Does it sound like a fancy name for "HR Manager" or "Internal HR Sofware Developer" just to me? A separate "recruitment engineer" will always be detached from the core product development, he won't be able to understand the actual daily problems and challenges present in the core team, he won't understand its spirit.<p>Yes, you may want to build an internal application to improve the recruitment process, sure - there is always plenty of room here for a change. But does it need a separate engineer? Wouldn't it be a great side project for a few people from the core team? And who would like to become a "recruitment engineer" building some side application of second importance in a company building world-class product?<p>Stripe, you are brilliant as a service (BaaS), why so?
======
gdb
So, as a member of the core team who these days spends most of my time working
on recruiting, I can attest that the role you describe is very much not what
we're hiring for. A recruiting engineer isn't necessarily someone who works
only in the narrow recruiting box (our engineers get to work on the pieces of
Stripe they prefer, but most of us have a primary focus). Instead, it's
someone who is excited about solving recruiting, making it as efficient and
effective as possible, and wants to spend a lot of their time doing so.

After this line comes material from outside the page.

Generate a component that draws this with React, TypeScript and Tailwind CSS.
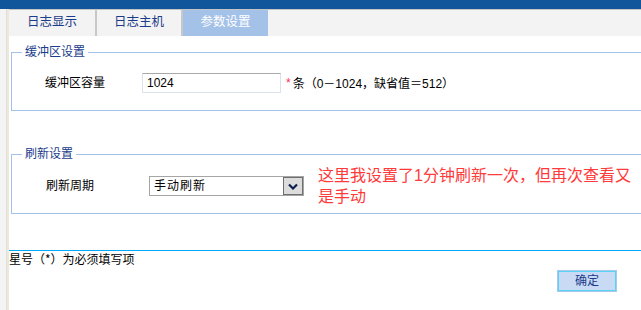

There are a lot of problems in hiring that people have traditionally regarded
as unsolveable, and try to solve by throwing more people at them. It's not
just a matter of building a webapp to schedule candidates. It's about defining
and tracking metrics around the effectiveness of our recruiting process. It's
about building tools and platforms for identifying people we'd like to work
with. (There are entire startups devoted to some of these challenges, cf
Interviewstreet.)

Anyway, I think that above all, anyone working in recruiting at Stripe needs
to be part of the "core team". You're completely correct that someone working
in recruiting who is not part of the core team just wouldn't work out well.
But it's quite possible to be in this role and also be core.

------
zmitri
Perhaps in the same manner that Hackruiter (<http://www.hackruiter.com/>)
works, except it's cheaper if you can get someone to do it internally.

------
coryl
Recruitment engineer probably also means product evangelist. Someone who can
sell the product and be technically competent enough to sell potential hires
on why it would be interesting to join.